Cecily creates mud projects in her outdoor play kitchen while Hall works nearby. “She’ll hang out with me while I garden all day,” says Hall. “Everything gets kind of overgrown and wild for a little bit with all the bulbs in bloom, but I kind of love it. I don’t like it when things are too manicured.”
The couple sees themselves staying in the home for the long term, bonding with their neighbors and fellow parents. “We’ve met a lot of people who are similar to us, creatively—and it seems like so many people we’ve met here have kids our kid’s age,” says Hall. “I don’t really know what it is specifically, but it’s special here.

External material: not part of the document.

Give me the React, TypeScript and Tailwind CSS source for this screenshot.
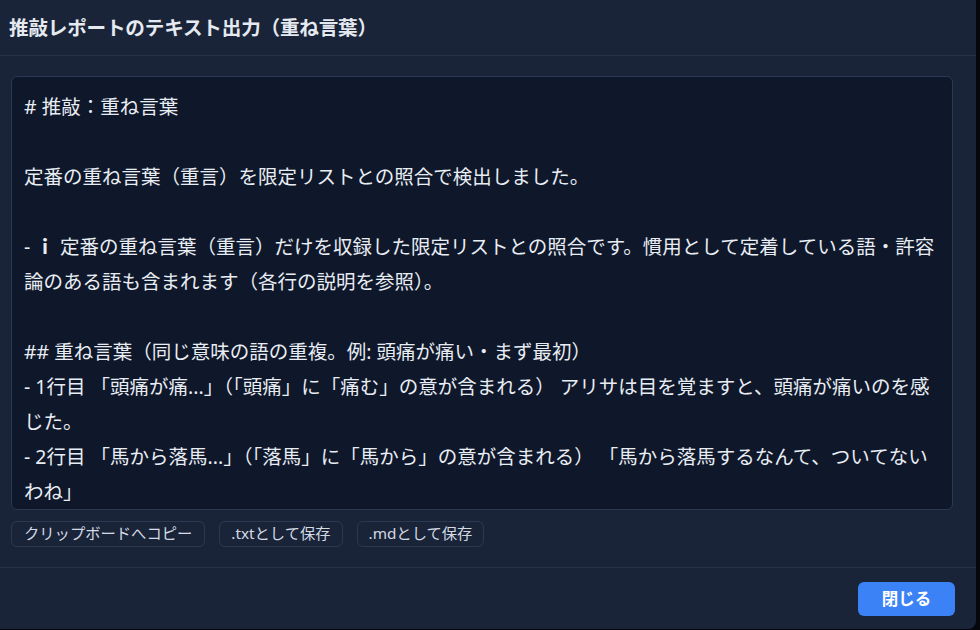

It just feels like home.”
What’s it like to rent out your house for photo shoots?
Freelance stylist and art director Caroline Hall once worked as a photo director for a large housewares company, working with location companies to find interesting homes for product photo shoots. “That was my job — to look at locations and book them. I initially thought I would book this house,” she says.
Renting out your home for a photo or film shoot can mean $1,500 to $5,000 a day of extra income. Crews take over the home for the day, though, requiring the homeowner to find somewhere else to stay during filming.
What are location scouts looking for when they book a home? It’s not just the architecture or design.
It’s also about beautiful light and plenty of space for camerapeople to move around. There’s also the issue of ease of access and convenient parking. It’s nice to have neighbors on board who won’t complain about shortterm disruptions. And access to gardens and outdoor space is helpful. “It’s great especially if they’re doing outdoors stuff, to have a nice yard you can shoot in.” Interestingly, a home’s décor isn’t usually as important; most crews bring in their own stuff, explains Hall.
Hall lists her Petaluma Victorian with two area companies: Scout Napa Valley and Mint Locations in Marin.